Simultaneous Detection of mRNA and Protein
The challenge in trying to detect both protein and mRNA in your embryos is finding the conditions which will yield an acceptable result for each. The mild proteinase digestion of the embryos results in the optimum hybridization of probes to their targets, giving you the best RNA signal, but will destroy many of the protein epitopes that your antibody should recognize, giving you the worst protein signal, or none at all. Here are some methods that get around the ProtK treatment, thus allowing your antibody to work while still obtaining a good signal from your RNA probe.
- First, Nagaso et al. (2001) introduce the use of acetone as a ProtK replacement for simultaneous protein and mRNA detection in both embryos and wing discs. Briefly, the samples are treated with xylenes/ethanol and then with acetone, followed by a single post-fixation and pre-hybridization. Since a xylenes/ethanol treatment is already included in my normal in situ protocol, I also tried to simply replace the ProtK step with the acetone treatment as specified in this paper, as follows:
- At the ProtK step, instead Wash 2x, ddH2O
- Incubate in 80% acetone / 20% ddH2O, 10 minutes at -20° C.
- Wash 2x, PBT; Rock 1x, PBT, 5 minutes
- Proceed to the second post-fixation.
- The second idea I've heard about is a brief heat treatment in place of the ProtK digestion. The following steps are modifications of a protocol from Uwe Lammel (Klambt lab), and you can vary the time and temperature in order to optimize the antibody stain and embryo morphology.
- At the ProtK step, instead Wash 2x, 1x PBS (no Tween)
- Incubate in a water bath at 90°-95° C. for 2-3 minutes; stir the embryos once for a few seconds during this incubation. The volume
of embryos grows as they expand with heating.
- Incubate on ice for 5 minutes
- Wash 1x, PBT, and proceed to the second post-fixation.
- If you have blazing signal from your RNA probe, simply eliminate the ProtK digestion and the second post-fixation, skipping directly to the pre-hybridization after the first post-fixation and PBT washes. The RNA signal-to-noise ratio will suffer, but it will probably be OK. To compensate for reduced signal, you could try using tyramide signal amplification. This approach was used by Knirr et al. (1999) and Wu et al. (2001) to detect both transcripts and protein in embryos. Another approach is described in a protocol by T. Jowett (2001), in which ProtK is not used and the hybridization temperature is 70° C.; perhaps at this higher temperature the probes regain accessibility to the tissue normally provided by the ProtK treatment.

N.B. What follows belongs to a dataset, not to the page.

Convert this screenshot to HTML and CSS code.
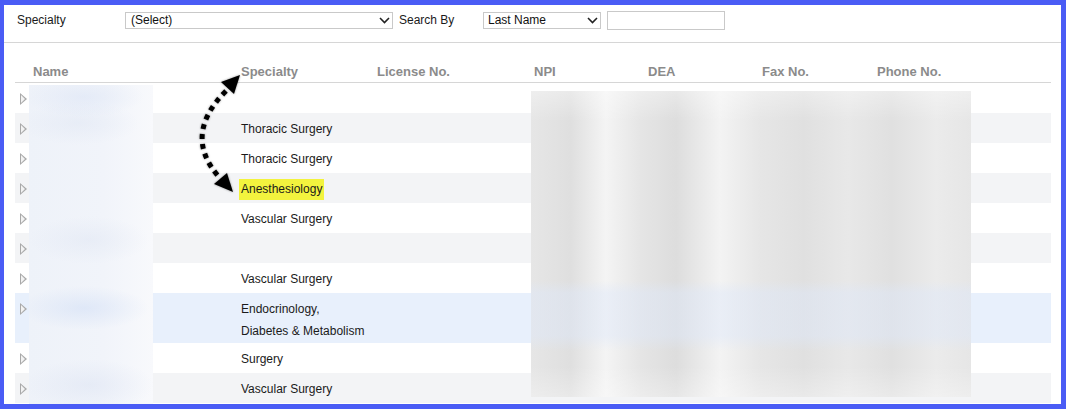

These methods assume that your antibody will still work well even after its protein targets have been slow-cooked in hybridization solution. For the antibodies I have tried, the hybridization itself does not seem to reduce the quality of antibody staining, but that might not always hold true. So what works best? All three methods have worked for me, but I haven't tried them in parallel so I can't make a fair comparison. They're all worth trying with your particular RNA probe and antibody combination. Parallel experiments with and without ProtK made me conclude that ProtK treatment is still essential for the best RNA signal and you will have to sacrifice some percentage of it in order to see your protein as well. If you have great signal to begin with, you will get your cake and eat it too. But what if the harsh conditions of hybridization do completely destroy the epitopes normally recognized by your antibody? Another approach is to perform a normal antibody staining procedure before hybridization. Subsequent post-fixation of the embryos allows the secondary detection reagents to persist through the hybridization steps, to be visualized later along with the RNA probe. Two variations on this theme are described in Goto and Hayashi (1997) and Sturtevant et al. (1993).